Çiğiltepe'de anıtı var
İstanbul'daki ailesine Reşat Bey'in şehit olduğu haberi, Türk Ordusu İzmir'e doğru ilerlerken ulaştı. Haberi getiren asker ailesine "Tam bilmemekle birlikte, 27 Ağustos 1922 günü bir süngü hücumu sırasında şehit olduğu söyleniyor. Sandıklı'ya defnedilmiş. Başka da bilgi yok" dedi. Ölümünün ertesi günü Sandıklı'ya defnedilen Reşat Bey belki göremedi ama TBMM onun adına ailesine Kırmızı Şeritli İstiklâl Madalyası takdim etti. Naaşı 1988 yılında Ankara Devlet Mezarlığı'na nakledildi. Onun ve şehit düşen askerlerin anısına yaptırılan şehitlik ise 1996 tarihinde hizmete açıldı. Şehitliğin, girişinde Albay Reşat Çiğiltepe'nin bronzdan yapılmış büstü, ortasında ise çekilmiş bir kılıcı andıran dikili taş ve kitabeleri ile mermerden yapılmış şehit mezarları bulunuyor.
Albay Reşat Bey, savaşlarda 18 defa yaralansa da ayağa kalkar kalkmaz çetin cephelerde en önde savaştı. Büyük Taarruz'da da en öndeydi. Fakat Çiğiltepe bir türlü ona geçit vermiyordu
ONLARINKİ YILLAR SÜREN HÜZÜNLÜ BİR AŞK HİKAYESİ
Kendisi gibi asker olan abisi Fuat Bey'in eşinin kardeşi Nadir Hanım'ı memleketi İstanbul'a izne geldiğinde, ilk kez 33 yaşındayken görmüş ve sevdalanmıştı. Ama cephe cephe dolaştığı ve vatan savunmasına ömrünü adadığı için evlenip arkasında birini bırakmak istemiyordu.
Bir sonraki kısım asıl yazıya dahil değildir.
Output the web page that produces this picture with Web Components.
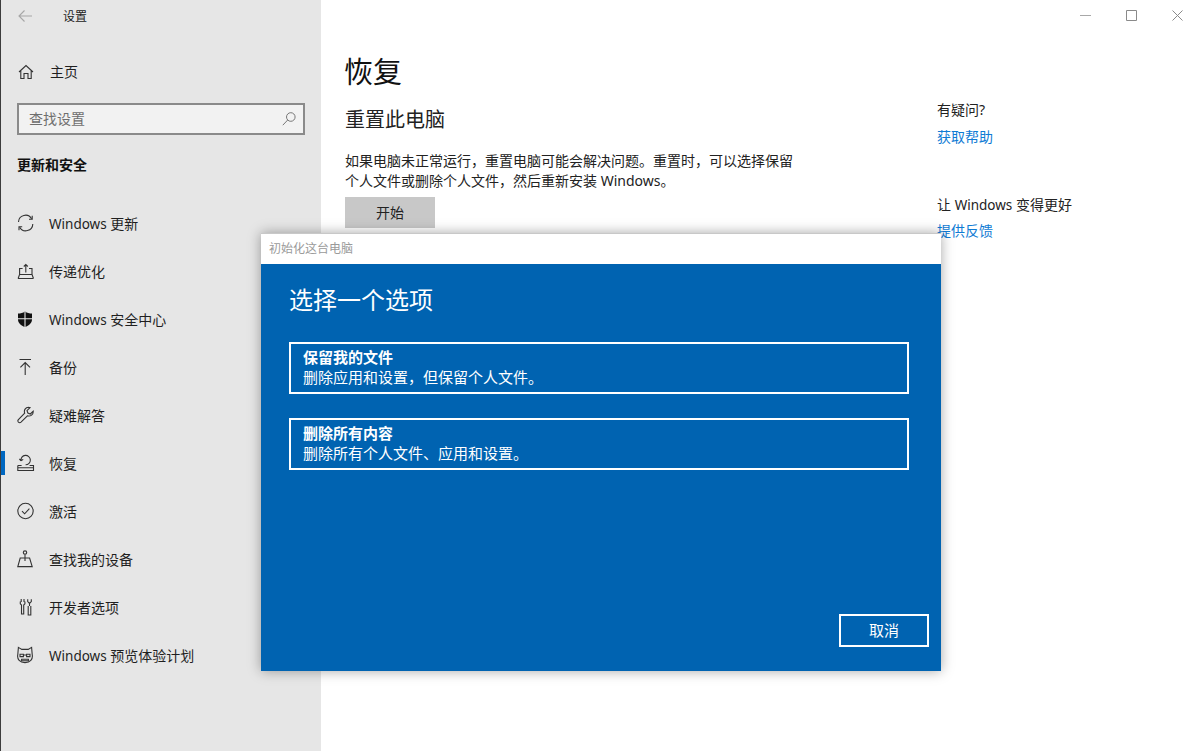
<!DOCTYPE html>
<html lang="zh-CN"><head><meta charset="utf-8"><title>设置</title>
<style>
html,body{margin:0;height:751px;overflow:hidden;background:#fff;font-family:"Noto Sans","Noto Sans CJK SC",sans-serif;color:#1a1a1a}
.l{font-size:13.5px}
</style></head><body>
<settings-app>
  <settings-sidebar slot="side">
    <nav-item icon="update"><span class="l">Windows</span> 更新</nav-item>
    <nav-item icon="delivery">传递优化</nav-item>
    <nav-item icon="shield"><span class="l">Windows</span> 安全中心</nav-item>
    <nav-item icon="backup">备份</nav-item>
    <nav-item icon="wrench">疑难解答</nav-item>
    <nav-item icon="recovery" active>恢复</nav-item>
    <nav-item icon="check">激活</nav-item>
    <nav-item icon="find">查找我的设备</nav-item>
    <nav-item icon="dev">开发者选项</nav-item>
    <nav-item icon="cat"><span class="l">Windows</span> 预览体验计划</nav-item>
  </settings-sidebar>
  <recovery-page slot="main"></recovery-page>
  <reset-dialog slot="over">
    <option-card title="保留我的文件" desc="删除应用和设置，但保留个人文件。"></option-card>
    <option-card title="删除所有内容" desc="删除所有个人文件、应用和设置。"></option-card>
  </reset-dialog>
</settings-app>
<script>
const S='fill="none" stroke="#333" stroke-width="1.1"';
const ICONS={
 update:`<svg width="18" height="18" viewBox="0 0 18 18" ${S}><path d="M1.500 8A7 7 0 0 1 14.600 4.800M15.800 10A7 7 0 0 1 2.700 13.200"/><path d="M15.200 1.800v3.400h-3.200M2 16.200v-3.400h3.200"/></svg>`,
 delivery:`<svg width="18" height="18" viewBox="0 0 18 18" ${S}><path d="M.8 16.500h15.800M1.200 16.300 2.600 12.500V6.500h3M12 6.500h3v6l1.400 3.800M2.600 12.500h12.400"/><path d="M8.800 10.500V2.500M6.800 4.500 8.800 2.500l2 2"/></svg>`,
 shield:`<svg width="18" height="18" viewBox="0 0 18 18"><path fill="#111" d="M8 1.200C6 3 3.500 3.600 1 3.600V9.500C1 13 4 15.600 8 17c4-1.400 7-4 7-7.500V3.600C12.500 3.600 10 3 8 1.200Z"/><path stroke="#e6e6e6" stroke-width="1.100" d="M8 1v16M.8 8.800h14.400"/></svg>`,
 backup:`<svg width="18" height="18" viewBox="0 0 18 18" ${S}><path d="M2.500 1.500h11.500M8.200 17V4.500M3.400 9.400 8.200 4.600l4.800 4.800"/></svg>`,
 wrench:`<svg width="18" height="18" viewBox="0 0 18 18" ${S}><path d="M11.500 1.200a4.300 4.300 0 0 0-3.800 5.900L1.400 13.600a1.900 1.900 0 0 0 0 2.500 1.900 1.900 0 0 0 2.600 0l6.400-6.300a4.400 4.400 0 0 0 5.800-4.600L13.300 8 10.900 7 10 4.600l3-3a4 4 0 0 0-1.500-.4Z"/></svg>`,
 recovery:`<svg width="18" height="18" viewBox="0 0 18 18" ${S}><path d="M.8 11.500V16.500H16.500V11.500H12.600M.8 11.500H4.600M.8 13.700h15.700"/><path d="M4 6.800A4.700 4.700 0 1 1 8.600 10.800M4 6.800 2.400 4.800M4 6.800 6.200 5.400"/></svg>`,
 check:`<svg width="18" height="18" viewBox="0 0 18 18" ${S}><circle cx="8.500" cy="9" r="7.700"/><path d="M5 9.200 7.600 11.800 12.400 6.600"/></svg>`,
 find:`<svg width="18" height="18" viewBox="0 0 18 18" ${S}><circle cx="8" cy="2.600" r="1.700"/><path d="M8 4.400V11M.8 16.600 3.200 8h9.400l2.600 8.600ZM.8 16.600h14.400"/></svg>`,
 dev:`<svg width="18" height="18" viewBox="0 0 18 18" ${S}><path d="M4.200 1v3M7 1v3M3.300 3.600v2.200l1.200 1.200v9h2.200V7l1.200-1.200V3.600M11.200 8v9h2.600V8M12.500 8V5.400M10.700 1.200v2.400l1.800 1.800 1.800-1.800V1.200"/></svg>`,
 cat:`<svg width="18" height="18" viewBox="0 0 18 18" ${S}><path d="M1.400 1.400 4.800 3.400h6.400L14.600 1.400 15.200 8.500C16.200 13.500 13 16.600 8 16.600S-.2 13.500.8 8.500Z"/><path d="M3 8.200h3.400v2.400H3ZM9.600 8.200H13v2.400H9.600ZM4.600 13.200h6.800v1.600H4.600ZM6.400 9h3.200"/></svg>`
};
class Base extends HTMLElement{
  render(html){if(!this.shadowRoot)this.attachShadow({mode:'open'});this.shadowRoot.innerHTML=html}
}
customElements.define('settings-app',class extends Base{connectedCallback(){this.render(`<style>
:host{display:flex;position:relative;width:1202px;height:751px;overflow:hidden}
.win{flex:1;min-width:0;position:relative}
.caption{position:absolute;top:0;right:0;display:flex;align-items:center;height:30px;padding-right:16px;gap:29px}
.over{position:absolute;left:261px;top:233px}
svg{display:block}
</style>
<slot name="side"></slot>
<div class="win"><slot name="main"></slot>
 <div class="caption">
  <svg width="17" height="17" viewBox="0 0 17 17" fill="none" stroke="#a8a8a8" stroke-width="1"><path d="M3 8.500h11"/></svg>
  <svg width="17" height="17" viewBox="0 0 17 17" fill="none" stroke="#8a8a8a" stroke-width="1"><path d="M3.500 3.500h10v10h-10Z"/></svg>
  <svg width="17" height="17" viewBox="0 0 17 17" fill="none" stroke="#8a8a8a" stroke-width="1"><path d="M3.500 3.500l10 10M13.500 3.500l-10 10"/></svg>
 </div>
</div>
<div class="over"><slot name="over"></slot></div>`)}});
customElements.define('settings-sidebar',class extends Base{connectedCallback(){this.render(`<style>
:host{display:flex;flex-direction:column;flex:none;box-sizing:border-box;width:321px;height:751px;background:#e6e6e6;border-left:1px solid #3c3c3c;color:#1f1f1f;font-size:14px}
.top{display:flex;align-items:center;height:32px;padding-left:16px;gap:30px}
.top span{font-size:12px;color:#222}
.home{display:flex;align-items:center;height:48px;margin-top:16px;padding-left:17px;gap:16px}
.home span{line-height:20px}
.search{box-sizing:border-box;margin:7px 0 0 16px;width:288px;height:32px;border:2px solid #8a8a8a;background:#f2f2f2;display:flex;align-items:center;justify-content:space-between;padding:0 6px 3px 10px;color:#6e6e6e}
.search svg{margin-top:3px}
h2{margin:19px 0 0 16px;font-size:14px;font-weight:700;line-height:22px;color:#111}
.list{margin-top:23px;display:flex;flex-direction:column}
svg{display:block}
</style>
<div class="top"><svg width="16" height="16" viewBox="0 0 16 16" fill="none" stroke="#a6a6a6" stroke-width="1.100"><path d="M2 8h13M7.500 2.500 2 8l5.500 5.500"/></svg><span>设置</span></div>
<div class="home"><svg width="16" height="16" viewBox="0 0 16 16" fill="none" stroke="#333" stroke-width="1.100"><path d="M1 8 8 1.500 15 8M2.800 6.800V14.500H6V9.500H10V14.500H13.200V6.800"/></svg><span>主页</span></div>
<div class="search"><span>查找设置</span><svg width="16" height="16" viewBox="0 0 16 16" fill="none" stroke="#777" stroke-width="1"><circle cx="9.800" cy="6" r="4.300"/><path d="M6.700 9 1.800 14.200"/></svg></div>
<h2>更新和安全</h2>
<div class="list"><slot></slot></div>`)}});
customElements.define('nav-item',class extends Base{connectedCallback(){
 const active=this.hasAttribute('active');
 this.render(`<style>
:host{display:flex;align-items:center;height:48px;position:relative;padding-left:16px;gap:14px;white-space:nowrap}
.bar{position:absolute;left:0;top:12px;width:4px;height:24px;background:#0067c0}
.i{width:18px;height:18px;flex:none}
svg{display:block}
</style>${active?'<div class="bar"></div>':''}<div class="i">${ICONS[this.getAttribute('icon')]}</div><span><slot></slot></span>`)}});
customElements.define('recovery-page',class extends Base{connectedCallback(){this.render(`<style>
:host{display:flex;height:751px;box-sizing:border-box;padding:49px 0 0 24px;color:#1a1a1a}
.col{width:592px;flex:none}
h1{margin:0 0 0 -1px;font-size:29px;font-weight:400;line-height:46px;color:#111}
h3{margin:10px 0 0;font-size:20px;font-weight:400;line-height:30px;color:#222}
p{margin:16px 0 0;font-size:14px;line-height:20px;width:460px;color:#222}
button{display:block;margin-top:6px;width:90px;height:31px;border:0;background:#c8c8c8;font:inherit;font-size:14px;color:#222;padding:0 0 1px}
.aside{font-size:14px;margin-top:50px}
.l{font-size:13.5px}
.q{line-height:22px;color:#222}
a{display:block;margin-top:5px;line-height:22px;color:#0f7bd4;text-decoration:none}
.q2{margin-top:46px}
.q2+a{margin-top:4px}
</style>
<div class="col"><h1>恢复</h1><h3>重置此电脑</h3>
<p>如果电脑未正常运行，重置电脑可能会解决问题。重置时，可以选择保留个人文件或删除个人文件，然后重新安装 Windows。</p>
<button>开始</button></div>
<div class="aside"><div class="q">有疑问?</div><a>获取帮助</a><div class="q q2">让 <span class="l">Windows</span> 变得更好</div><a>提供反馈</a></div>`)}});
customElements.define('reset-dialog',class extends Base{connectedCallback(){this.render(`<style>
:host{display:flex;flex-direction:column;width:680px;height:438px;box-shadow:0 0 12px rgba(0,0,0,.35);font-size:13px}
.title{box-sizing:border-box;height:31px;background:#fff;color:#9a9a9a;font-size:12px;padding:0 0 2px 8px;display:flex;align-items:center;border-top:1px solid #c8c8c8}
.body{flex:1;min-height:0;background:#0063b1;color:#fff;box-sizing:border-box;padding:18px 32px 24px 28px;display:flex;flex-direction:column}
h2{margin:0;font-size:24px;font-weight:400;line-height:36px}
.opts{margin-top:24px;display:flex;flex-direction:column;gap:24px}
.foot{margin-top:auto;display:flex;justify-content:flex-end;margin-right:-20px}
.cancel{box-sizing:border-box;width:90px;height:33px;border:2px solid #fff;display:flex;align-items:center;justify-content:center;font-size:15px;padding-bottom:2px}
</style>
<div class="title">初始化这台电脑</div>
<div class="body"><h2>选择一个选项</h2><div class="opts"><slot></slot></div><div class="foot"><div class="cancel">取消</div></div></div>`)}});
customElements.define('option-card',class extends Base{connectedCallback(){this.render(`<style>
:host{display:flex;flex-direction:column;justify-content:center;box-sizing:border-box;width:620px;height:52px;border:2px solid #fff;padding:0 12px 2px;color:#fff;font-size:15px;line-height:20px}
b{font-weight:700}
</style><b>${this.getAttribute('title')}</b><span>${this.getAttribute('desc')}</span>`)}});
</script>
</body></html>
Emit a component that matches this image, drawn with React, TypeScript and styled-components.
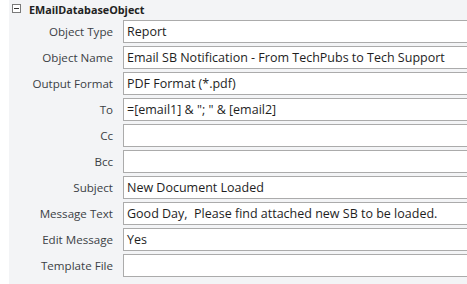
import React from "react";
import styled, { createGlobalStyle } from "styled-components";

const Global = createGlobalStyle`
  html, body { margin: 0; padding: 0; background: #ffffff; }
  body { font-family: "Segoe UI", "Open Sans", "Noto Sans", sans-serif; }
`;

const Frame = styled.div`
  width: 467px;
  height: 284px;
  display: flex;
  overflow: hidden;
  background: #ffffff;
`;

const Gutter = styled.div`
  width: 9px;
  flex: none;
  background: #ffffff;
`;

const Panel = styled.div`
  flex: 1;
  background: #f3f4f6;
  display: flex;
  flex-direction: column;
  padding-bottom: 7px;
`;

const Header = styled.div`
  height: 20px;
  display: flex;
  align-items: center;
  gap: 8px;
  padding-left: 3px;
  box-sizing: border-box;
`;

const Toggle = styled.div`
  width: 9px;
  height: 9px;
  box-sizing: border-box;
  border: 1px solid #7a7a7a;
  background: #ffffff;
  display: flex;
  align-items: center;
  justify-content: center;
  margin-top: -3px;
  &::after {
    content: "";
    width: 5px;
    height: 1px;
    background: #333333;
  }
`;

const Title = styled.span`
  font-weight: 700;
  font-size: 10.8px;
  color: #222222;
  margin-top: -2px;
`;

const Grid = styled.div`
  display: grid;
  grid-template-columns: 114px 1fr;
  row-gap: 3px;
`;

const Label = styled.div`
  height: 23px;
  line-height: 23px;
  text-align: right;
  padding-right: 10px;
  font-size: 11.6px;
  color: #3b3f45;
  white-space: nowrap;
`;

const Field = styled.div`
  height: 23px;
  box-sizing: border-box;
  border: 1px solid #ababab;
  background: #ffffff;
  margin-right: -4px;
  padding-left: 3px;
  line-height: 21px;
  font-size: 12.5px;
  color: #1e1e1e;
  white-space: pre;
  overflow: hidden;
`;

const rows: [string, string][] = [
  ["Object Type", "Report"],
  ["Object Name", "Email SB Notification - From TechPubs to Tech Support"],
  ["Output Format", "PDF Format (*.pdf)"],
  ["To", '=[email1] & "; " & [email2]'],
  ["Cc", ""],
  ["Bcc", ""],
  ["Subject", "New Document Loaded"],
  ["Message Text", "Good Day,  Please find attached new SB to be loaded."],
  ["Edit Message", "Yes"],
  ["Template File", ""],
];

export default function App() {
  return (
    <>
      <Global />
      <Frame>
        <Gutter />
        <Panel>
          <Header>
            <Toggle />
            <Title>EMailDatabaseObject</Title>
          </Header>
          <Grid>
            {rows.map(([label, value]) => (
              <React.Fragment key={label}>
                <Label>{label}</Label>
                <Field>{value}</Field>
              </React.Fragment>
            ))}
          </Grid>
        </Panel>
      </Frame>
    </>
  );
}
Yıllarca sevdasını içine gömdü. Balkan Savaşları'na Çanakkale Cephesi'ne, Filistin Cephesi'ne Kurtuluş Savaşı'na giderken aklında hep Nadir Hanım vardı. Zaman içerisinde sevdasının karşılıklı olduğunu anlayınca bir gün memleket düze çıkarsa Nadir Hanım ile evlenebileceğinin hayalini kuruyordu. Ama savaşlar bir türlü bitmiyordu. Lakin sevdası da içinde büyüyordu. Kurtuluş Savaşı'na katılmadan önce abisine bir mektup yazdı ve Nadir Hanım'da gönlü olduğunu yazdı. Savaş biter sağ salim dönerse Nadir Hanım ile evlenmek istediğini yazıyordu mektupta. Mektubu abisinin yaveri olan Nuri Bey'e verdi. Fakat bilmediği bir şey vardı. Nuri Bey de Nadir Hanım'a ilgi duyuyordu. Nuri Bey bu mektubu Reşat Bey'in abisine hiç vermedi. Reşat Bey'in ölüm haberi İstanbul'a ulaştığında Nadir Hanım için artık hayat eskisi gibi olmayacaktı. Büyük yastaydı. Birkaç yıl sonra aile Nadir Hanım ile Nuri Bey'in evlenmesine karar verdi. Fuat Bey'in entrikalarından habersiz olan Nadir Hanım bu karara karşı çıkmadı. Evlendiler. Birkaç yıl sonra bir tesadüf eseri Nadir Hanım, Reşat Bey'in mektubunu Fuat Bey'in iç ettiğini öğrenince yaptığı ilk iş parmağındaki yüzüğü çıkartıp Fuat Bey'in avuçları içine koymak oldu. Boşandı Fuat Bey'den. O günden sonra Nadir Hanım, uzun yıllar boyunca, Çemberlitaş'taki Reşat Bey'in çok sevdiği cumbalı evde, sanki bir gün o cepheden dönecekmiş gibi hep bekledi. Yıllarca, neredeyse hiç dışarı çıkmadan ve çoğu zaman siyah giyinerek, kalan yaşamını tek başına, anıları ve kitaplarıyla baş başa sürdürdü.